--- Recorded information ---
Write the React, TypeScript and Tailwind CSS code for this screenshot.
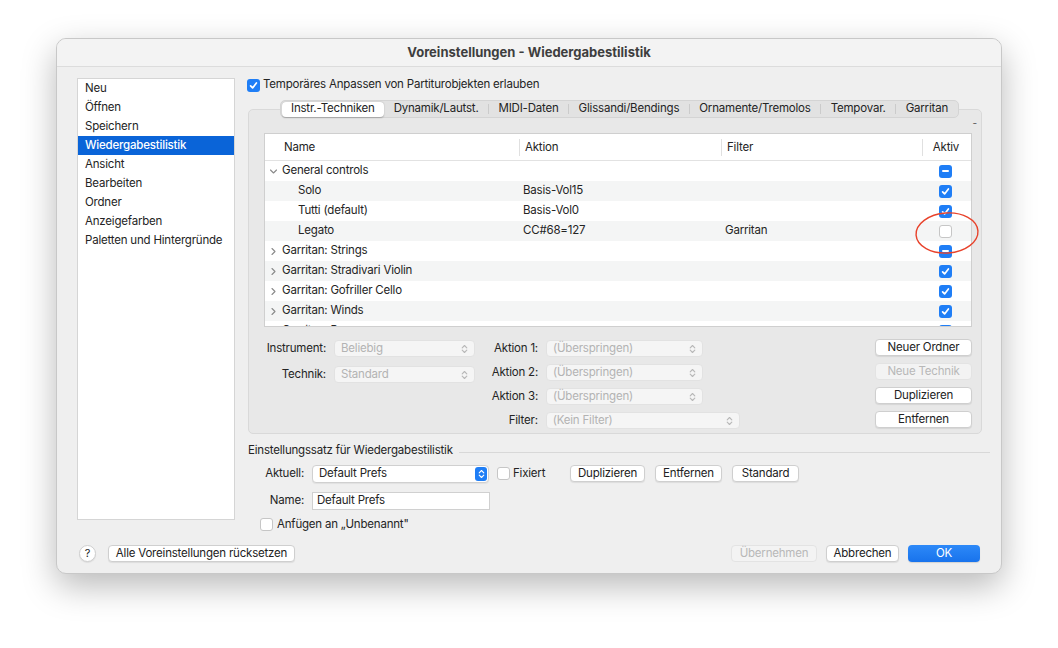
import React from "react";

type CheckState = "on" | "off" | "mixed";

function Check({ state }: { state: CheckState }) {
  if (state === "off")
    return <span className="block w-[13px] h-[13px] rounded-[3px] border border-[#c6c6c6] bg-white" />;
  return (
    <span className="flex w-[13px] h-[13px] rounded-[3px] bg-[#1f7ef6] items-center justify-center">
      {state === "on" ? (
        <svg width="11" height="11" viewBox="0 0 11 11">
          <path d="M2.6 5.8 L4.6 7.9 L8.4 3" fill="none" stroke="white" strokeWidth="1.7" strokeLinecap="round" strokeLinejoin="round" />
        </svg>
      ) : (
        <span className="block w-[7px] h-[2px] bg-white rounded-full" />
      )}
    </span>
  );
}

function Stepper({ color = "#b8b8b8" }: { color?: string }) {
  return (
    <svg width="7" height="10" viewBox="0 0 7 10">
      <path d="M1.2 3.8 L3.5 1.5 L5.8 3.8 M1.2 6.2 L3.5 8.5 L5.8 6.2" fill="none" stroke={color} strokeWidth="1.1" strokeLinecap="round" strokeLinejoin="round" />
    </svg>
  );
}

function Popup({ text, w }: { text: string; w: string }) {
  return (
    <div className={`flex items-center h-[17px] ${w} rounded-[4px] bg-[#f5f5f5] border border-[#e2e2e2] pl-[6px] pr-[6px] text-[#b3b3b3]`}>
      <span className="flex-1">{text}</span>
      <Stepper />
    </div>
  );
}

function Btn({ children, w, disabled }: { children: React.ReactNode; w: string; disabled?: boolean }) {
  return (
    <div
      className={`flex items-center justify-center whitespace-nowrap h-[17px] ${w} rounded-[4px] ${
        disabled
          ? "bg-[#f3f3f3] border border-[#e3e3e3] text-[#b8b8b8]"
          : "bg-white border border-[#cfcfcf] shadow-[0_1px_1px_rgba(0,0,0,0.08)] text-[#222]"
      }`}
    >
      {children}
    </div>
  );
}

const rows: { name: string; level: number; open?: boolean; aktion?: string; filter?: string; state: CheckState }[] = [
  { name: "General controls", level: 0, open: true, state: "mixed" },
  { name: "Solo", level: 1, aktion: "Basis-Vol15", state: "on" },
  { name: "Tutti (default)", level: 1, aktion: "Basis-Vol0", state: "on" },
  { name: "Legato", level: 1, aktion: "CC#68=127", filter: "Garritan", state: "off" },
  { name: "Garritan: Strings", level: 0, state: "mixed" },
  { name: "Garritan: Stradivari Violin", level: 0, state: "on" },
  { name: "Garritan: Gofriller Cello", level: 0, state: "on" },
  { name: "Garritan: Winds", level: 0, state: "on" },
  { name: "Garritan: Brass", level: 0, state: "on" },
];

const sidebar = ["Neu", "Öffnen", "Speichern", "Wiedergabestilistik", "Ansicht", "Bearbeiten", "Ordner", "Anzeigefarben", "Paletten und Hintergründe"];

const tabs = ["Instr.-Techniken", "Dynamik/Lautst.", "MIDI-Daten", "Glissandi/Bendings", "Ornamente/Tremolos", "Tempovar.", "Garritan"];

function Chevron({ open }: { open?: boolean }) {
  return open ? (
    <svg width="9" height="9" viewBox="0 0 9 9">
      <path d="M1.5 3 L4.5 6 L7.5 3" fill="none" stroke="#8a8a8a" strokeWidth="1.1" strokeLinecap="round" strokeLinejoin="round" />
    </svg>
  ) : (
    <svg width="9" height="9" viewBox="0 0 9 9">
      <path d="M3 1.5 L6 4.5 L3 7.5" fill="none" stroke="#8a8a8a" strokeWidth="1.1" strokeLinecap="round" strokeLinejoin="round" />
    </svg>
  );
}

const App = () => {
  return (
    <div className="w-[1058px] h-[648px] bg-white pt-[38px] pl-[56px] font-['Inter','Liberation_Sans',sans-serif] text-[11.5px] tracking-[-0.2px] text-[#242424] leading-none whitespace-nowrap">
      <div className="w-[946px] h-[536px] rounded-[10px] bg-[#efefef] border border-[#c8c8c8] shadow-[0_12px_34px_rgba(0,0,0,0.28)] overflow-hidden flex flex-col">
        {/* title bar */}
        <div className="h-[28px] shrink-0 flex items-center justify-center bg-[#f3f3f3] border-b border-[#dcdcdc] font-bold text-[13px] tracking-normal text-[#3e3e3e]">
          Voreinstellungen - Wiedergabestilistik
        </div>

        <div className="flex-1 flex flex-col pt-[11px] pl-[20px] pr-[11px]">
          <div className="h-[453px] flex gap-[12px]">
            {/* sidebar */}
            <div className="w-[158px] h-[442px] bg-white border border-[#d5d5d5] flex flex-col">
              {sidebar.map((s) => (
                <div
                  key={s}
                  className={`h-[19px] flex items-center pl-[7px] ${s === "Wiedergabestilistik" ? "bg-[#0a64d8] text-white font-medium" : ""}`}
                >
                  {s}
                </div>
              ))}
            </div>

            {/* right side */}
            <div className="w-[743px] flex flex-col">
              <div className="h-[14px] flex items-center gap-[3px]">
                <Check state="on" />
                <span>Temporäres Anpassen von Partiturobjekten erlauben</span>
              </div>

              {/* tab view */}
              <div className="mt-[8px] relative">
                <div className="relative z-10 flex justify-center pl-[2px]">
                  <div className="h-[18px] flex items-center rounded-[5px] bg-[#e2e2e2] border border-[#d4d4d4] p-[1px]">
                    {tabs.map((t, i) => (
                      <React.Fragment key={t}>
                        {i > 1 && <span className="w-px h-[10px] bg-[#cbcbcb]" />}
                        <div
                          className={`h-[15px] flex items-center px-[9.5px] ${
                            i === 0 ? "bg-white rounded-[4px] shadow-[0_0.5px_1.5px_rgba(0,0,0,0.25)]" : ""
                          }`}
                        >
                          {t}
                        </div>
                      </React.Fragment>
                    ))}
                  </div>
                </div>
                <div className="-mt-[9px] ml-[1px] w-[734px] h-[325px] bg-[#e8e8e8] border border-[#d9d9d9] rounded-[5px] pt-[23px] pl-[15px] relative">
                  <span className="absolute right-[4px] top-[8px] text-[10px] text-[#555]">-</span>
                  {/* table */}
                  <div className="relative w-[708px] h-[194px] bg-white border border-[#cfcfcf]">
                    <div className="h-[192px] overflow-hidden">
                      <div className="h-[27px] pt-[1px] flex items-center border-b border-[#e2e2e2]">
                        <div className="w-[254px] pl-[19px]">Name</div>
                        <span className="w-px h-[17px] bg-[#e0e0e0]" />
                        <div className="w-[201px] pl-[5px]">Aktion</div>
                        <span className="w-px h-[17px] bg-[#e0e0e0]" />
                        <div className="w-[200px] pl-[5px]">Filter</div>
                        <span className="w-px h-[17px] bg-[#e0e0e0]" />
                        <div className="flex-1 text-center pr-[2px]">Aktiv</div>
                      </div>
                      {rows.map((r, i) => (
                        <div key={r.name} className={`h-[20px] flex items-center ${i % 2 === 1 ? "bg-[#f4f5f5]" : "bg-white"}`}>
                          <div className={`w-[255px] flex items-center ${r.level === 1 ? "pl-[33px]" : "pl-[4px] gap-[4px]"}`}>
                            {r.level === 0 && <Chevron open={r.open} />}
                            <span>{r.name}</span>
                          </div>
                          <div className="w-[202px] pl-[3px]">{r.aktion}</div>
                          <div className="w-[202px] pl-[3px]">{r.filter}</div>
                          <div className="flex-1 flex justify-center pr-[4px]">
                            <Check state={r.state} />
                          </div>
                        </div>
                      ))}
                    </div>
                    {/* annotation ring */}
                    <svg className="absolute left-[648px] top-[75px] pointer-events-none" width="68" height="48" viewBox="0 0 68 48">
                      <ellipse cx="34" cy="24" rx="31" ry="20" transform="rotate(-4 34 24)" fill="none" stroke="#e8432c" strokeWidth="1.4" />
                    </svg>
                  </div>

                  {/* form */}
                  <div className="mt-[13px] flex">
                    <div className="w-[219px] -ml-[8px] flex flex-col gap-[9px]">
                      <div className="flex items-center justify-end gap-[8px]">
                        <span>Instrument:</span>
                        <Popup text="Beliebig" w="w-[141px]" />
                      </div>
                      <div className="flex items-center justify-end gap-[8px]">
                        <span>Technik:</span>
                        <Popup text="Standard" w="w-[141px]" />
                      </div>
                    </div>
                    <div className="w-[265px] flex flex-col gap-[7px]">
                      {["Aktion 1:", "Aktion 2:", "Aktion 3:"].map((a) => (
                        <div key={a} className="flex items-center">
                          <span className="w-[63px] text-right">{a}</span>
                          <span className="w-[8px]" />
                          <Popup text="(Überspringen)" w="w-[157px]" />
                        </div>
                      ))}
                      <div className="flex items-center">
                        <span className="w-[63px] text-right">Filter:</span>
                        <span className="w-[8px]" />
                        <Popup text="(Kein Filter)" w="w-[195px]" />
                      </div>
                    </div>
                    <div className="ml-[135px] -mt-[1px] flex flex-col gap-[7px]">
                      <Btn w="w-[97px]">Neuer Ordner</Btn>
                      <Btn w="w-[97px]" disabled>
                        Neue Technik
                      </Btn>
                      <Btn w="w-[97px]">Duplizieren</Btn>
                      <Btn w="w-[97px]">Entfernen</Btn>
                    </div>
                  </div>
                </div>
              </div>

              {/* Einstellungssatz group */}
              <div className="mt-[11px] h-[12px] flex items-center gap-[6px] pl-[1px]">
                <span>Einstellungssatz für Wiedergabestilistik</span>
                <span className="flex-1 h-px bg-[#d8d8d8] mt-[2px]" />
              </div>
              <div className="mt-[8px] flex items-center h-[17px]">
                <span className="w-[57px] text-right">Aktuell:</span>
                <span className="w-[8px]" />
                <div className="w-[177px] h-[18px] flex items-center bg-white border border-[#d0d0d0] rounded-[4px] pl-[6px] pr-[1px] shadow-[0_1px_1px_rgba(0,0,0,0.06)]">
                  <span className="flex-1">Default Prefs</span>
                  <span className="w-[12px] h-[14px] rounded-[3px] bg-[#1f7ef6] flex items-center justify-center">
                    <Stepper color="#ffffff" />
                  </span>
                </div>
                <span className="w-[8px]" />
                <Check state="off" />
                <span className="ml-[3px] w-[57px]">Fixiert</span>
                <div className="flex gap-[10px]">
                  <Btn w="w-[75px]">Duplizieren</Btn>
                  <Btn w="w-[67px]">Entfernen</Btn>
                  <Btn w="w-[67px]">Standard</Btn>
                </div>
              </div>
              <div className="mt-[10px] flex items-center h-[17px]">
                <span className="w-[57px] text-right">Name:</span>
                <span className="w-[8px]" />
                <div className="w-[178px] h-[18px] flex items-center bg-white border border-[#d0d0d0] pl-[4px]">Default Prefs</div>
              </div>
              <div className="mt-[9px] flex items-center h-[13px] pl-[13px] gap-[4px]">
                <Check state="off" />
                <span>Anfügen an „Unbenannt"</span>
              </div>
            </div>
          </div>

          {/* bottom buttons */}
          <div className="mt-[14px] flex items-center h-[17px] pl-[2px] pr-[10px]">
            <div className="w-[17px] h-[17px] rounded-full bg-white border border-[#cfcfcf] shadow-[0_1px_1px_rgba(0,0,0,0.08)] flex items-center justify-center text-[11px]">
              ?
            </div>
            <span className="w-[12px]" />
            <Btn w="w-[187px]">Alle Voreinstellungen rücksetzen</Btn>
            <span className="flex-1" />
            <div className="flex gap-[9px]">
              <Btn w="w-[86px]" disabled>
                Übernehmen
              </Btn>
              <Btn w="w-[73px]">Abbrechen</Btn>
              <div className="w-[72px] h-[17px] rounded-[4px] bg-[linear-gradient(#2d89f8,#1873ec)] text-white flex items-center justify-center shadow-[0_1px_1px_rgba(0,0,0,0.12)]">
                OK
              </div>
            </div>
          </div>
        </div>
      </div>
    </div>
  );
};

export default App;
---
- **Task objective**: Point out every line holding the string "React" and copy it.

- **Answer to the exercise**:
Write the React, TypeScript and Tailwind CSS code for this screenshot.
import React from "react";
function Btn({ children, w, disabled }: { children: React.ReactNode; w: string; disabled?: boolean }) {
                      <React.Fragment key={t}>
                      </React.Fragment>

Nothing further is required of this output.